SAO PAULO — China’s automakers took South America by storm and set local records for electric car (EV) sales in 2025 throughout the region’s fast-growing market, while Tesla Inc has been virtually absent from the vast majority of the countries here. The boom stretches across Brazil, Chile, Peru, and Uruguay, according to a Reuters analysis. Nov. 17, 2025.

Here’s how they do it: a combination of prices, logistics, and local assembly. Chinese models are often significantly cheaper, imports are speeding through Peru’s new Chancay port, and in a bid to mitigate the effects of sky-high tariffs, BYD is starting to assemble cars in Brazil. Electrified sales in Peru soared 44% from a year earlier through September, and Chinese brands lead rankings in Chile and Uruguay.

Brazil’s size is the clincher: the country is expected to surpass 200,000 electrified light-vehicle sales in 2025, emphasizing Latin America’s accelerating momentum, according to industry forecasts. Finance packages and expanding dealer networks from Chinese manufacturers are drawing first-time buyers away from capital cities.

Tesla’s footprint remains limited. Although it opened its first store in South America in 2024, in Santiago, the company has so far not developed a comprehensive sales or service network throughout the continent. That void has created room for BYD, Geely, GWM, and others to scale up rapidly with low-cost models and aggressive retail pushes.

That surge builds on years of work. Chile early on pointed the way forward for the region when, in 2018, Enel financed a major roll-out of BYD e-buses—a direction that foreshadowed consumer EV uptake and charging build-outs across Santiago’s public transportation system. Policy continuity ensued: Chile has new aspirations to achieve 100% zero-emission light- and medium-duty sales by 2035, according to its National Electromobility Strategy.

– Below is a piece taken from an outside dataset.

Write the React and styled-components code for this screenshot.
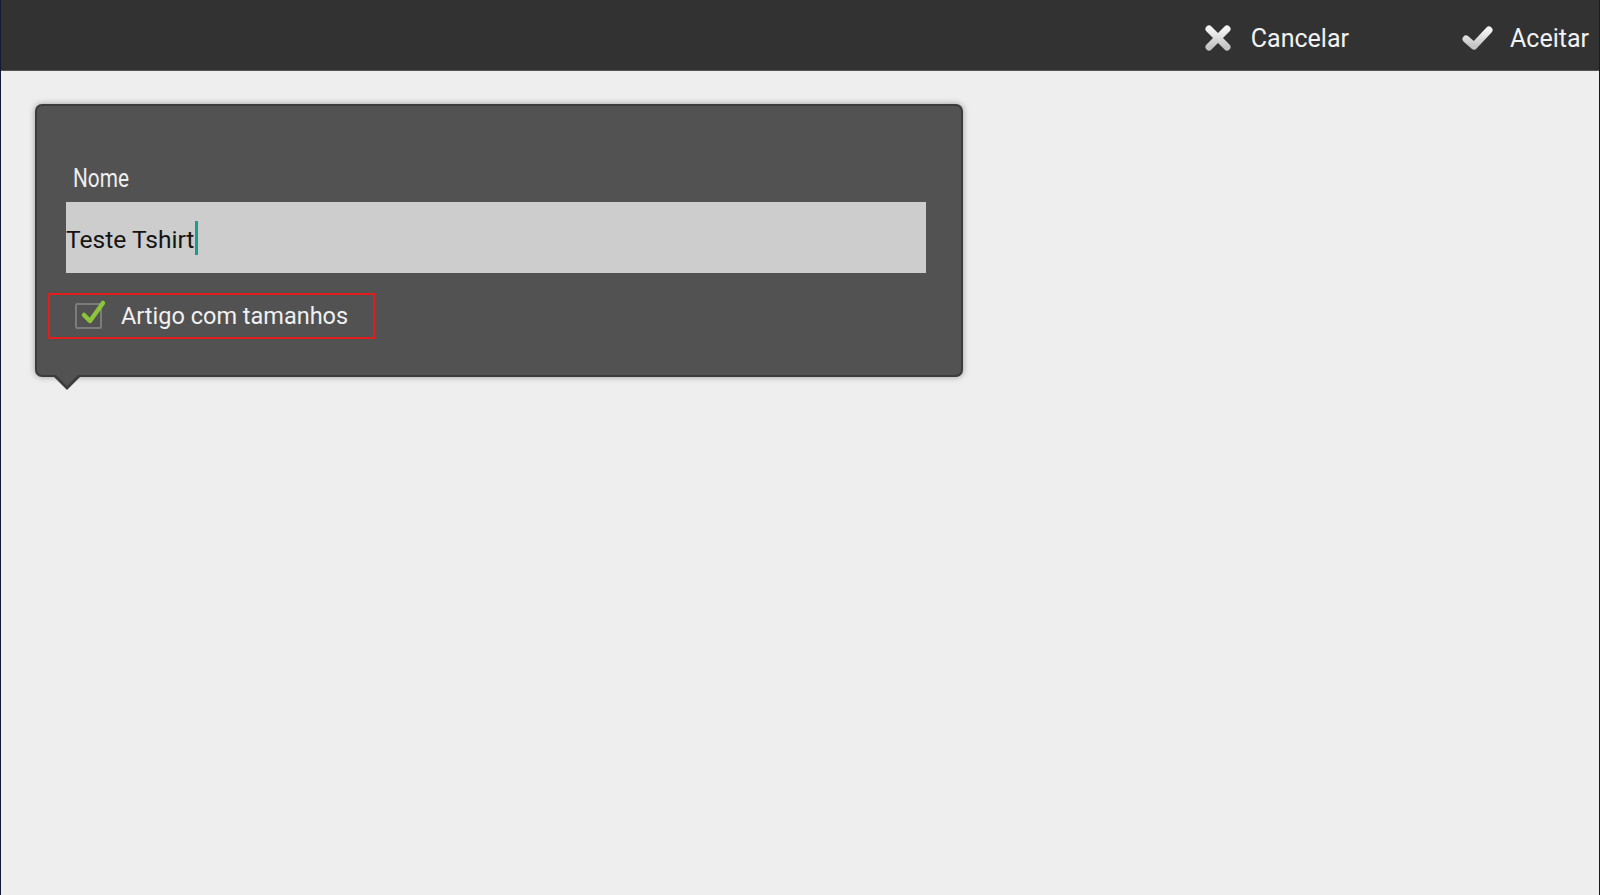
import React from 'react'
import styled, { createGlobalStyle } from 'styled-components'

const GlobalStyle = createGlobalStyle`
    html, body {
        margin: 0;
        padding: 0;
        background: #eeeeee;
    }
    body {
        font-family: Roboto, "Liberation Sans", sans-serif;
    }
`

const Screen = styled.div`
    height: 895px;
    box-sizing: border-box;
    border-left: 1px solid #141a32;
    border-right: 1px solid #141a32;
    background: #eeeeee;
    overflow: hidden;
    display: flex;
    flex-direction: column;
`

const ActionBar = styled.div`
    height: 71px;
    box-sizing: border-box;
    background: #323232;
    border-bottom: 1px solid #555555;
    display: flex;
    justify-content: flex-end;
    align-items: center;
    gap: 113px;
    padding: 6px 10px 0 0;
`

const ActionButton = styled.div`
    display: flex;
    align-items: center;
    gap: ${p => p.gap || 18}px;
    color: #f2f2f2;
    font-size: 25px;
    cursor: pointer;
    svg {
        display: block;
    }
`

const Content = styled.div`
    flex: 1;
    padding: 33px 0 0 34px;
`

const Panel = styled.div`
    position: relative;
    width: 928px;
    height: 273px;
    box-sizing: border-box;
    background: #525252;
    border: 2px solid #3c3c3c;
    border-radius: 7px;
    box-shadow: 0 0 6px rgba(0, 0, 0, 0.35);
    padding: 57px 0 0 11px;
    display: flex;
    flex-direction: column;
    align-items: flex-start;
`

// little callout tail under the panel
const Tail = styled.div`
    position: absolute;
    left: 15px;
    bottom: -15px;
    width: 0;
    height: 0;
    border-left: 15px solid transparent;
    border-right: 15px solid transparent;
    border-top: 15px solid #3c3c3c;
    &::after {
        content: '';
        position: absolute;
        left: -13px;
        top: -17px;
        border-left: 13px solid transparent;
        border-right: 13px solid transparent;
        border-top: 13px solid #525252;
    }
`

const FieldLabel = styled.span`
    display: inline-block;
    margin-left: 25px;
    font-size: 26px;
    line-height: 30px;
    color: #eeeeee;
    transform: scaleX(0.8);
    transform-origin: left center;
`

const TextInput = styled.div`
    margin: 9px 0 0 18px;
    width: 860px;
    height: 71px;
    box-sizing: border-box;
    background: #cdcdcd;
    padding-top: 4px;
    display: flex;
    align-items: center;
    font-size: 24.6px;
    color: #141414;
`

const Caret = styled.span`
    display: inline-block;
    width: 3px;
    height: 34px;
    background: #16a08a;
    margin-left: 1px;
    margin-top: -4px;
`

const CheckRow = styled.label`
    margin-top: 20px;
    width: 327px;
    height: 46px;
    box-sizing: border-box;
    border: 2px solid #e01e1e;
    display: flex;
    align-items: center;
    gap: 19px;
    padding-left: 25px;
    font-size: 23.5px;
    color: #f0f0f0;
`

const CheckBox = styled.span`
    position: relative;
    width: 27px;
    height: 26px;
    box-sizing: border-box;
    border: 2px solid #7c7c7c;
    border-radius: 2px;
    svg {
        position: absolute;
        left: 2px;
        top: -6px;
    }
`

function CrossIcon() {
    return (
        <svg width="28" height="28" viewBox="0 0 28 28">
            <defs>
                <linearGradient id="gx" x1="0" y1="0" x2="0" y2="1">
                    <stop offset="0" stopColor="#f4f4f4" />
                    <stop offset="1" stopColor="#c4c4c4" />
                </linearGradient>
            </defs>
            <g stroke="url(#gx)" strokeWidth="7" strokeLinecap="round">
                <line x1="5" y1="5" x2="23" y2="23" />
                <line x1="23" y1="5" x2="5" y2="23" />
            </g>
        </svg>
    )
}

function TickIcon() {
    return (
        <svg width="31" height="26" viewBox="0 0 31 26">
            <defs>
                <linearGradient id="gt" x1="0" y1="0" x2="0" y2="1">
                    <stop offset="0" stopColor="#f4f4f4" />
                    <stop offset="1" stopColor="#c4c4c4" />
                </linearGradient>
            </defs>
            <polyline
                points="4,14 12,21 27,5"
                fill="none"
                stroke="url(#gt)"
                strokeWidth="7"
                strokeLinecap="round"
                strokeLinejoin="round"
            />
        </svg>
    )
}

function GreenTick() {
    return (
        <svg width="28" height="26" viewBox="0 0 28 26">
            <polyline
                points="5,16 11,22 24,4"
                fill="none"
                stroke="#8cc43c"
                strokeWidth="4.5"
                strokeLinecap="round"
                strokeLinejoin="round"
            />
        </svg>
    )
}

export default function App() {
    return (
        <>
            <GlobalStyle />
            <Screen>
                <ActionBar>
                    <ActionButton gap={19}>
                        <CrossIcon />
                        <span>Cancelar</span>
                    </ActionButton>
                    <ActionButton gap={17}>
                        <TickIcon />
                        <span>Aceitar</span>
                    </ActionButton>
                </ActionBar>
                <Content>
                    <Panel>
                        <FieldLabel>Nome</FieldLabel>
                        <TextInput>
                            Teste Tshirt<Caret />
                        </TextInput>
                        <CheckRow>
                            <CheckBox>
                                <GreenTick />
                            </CheckBox>
                            Artigo com tamanhos
                        </CheckRow>
                        <Tail />
                    </Panel>
                </Content>
            </Screen>
        </>
    )
}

With Tesla outlining plans for large factories, and European manufacturers opening their own facilities in Brazil and elsewhere, it is now the last major region that EV makers are eyeing for growth. And sales of electric vehicles look set to keep climbing this year, even as demand slows in other regions, say analysts. For now, Chinese brands lead the charge, and — outside of Chile — Tesla’s small footprint continues to dictate how the market develops, with or without it.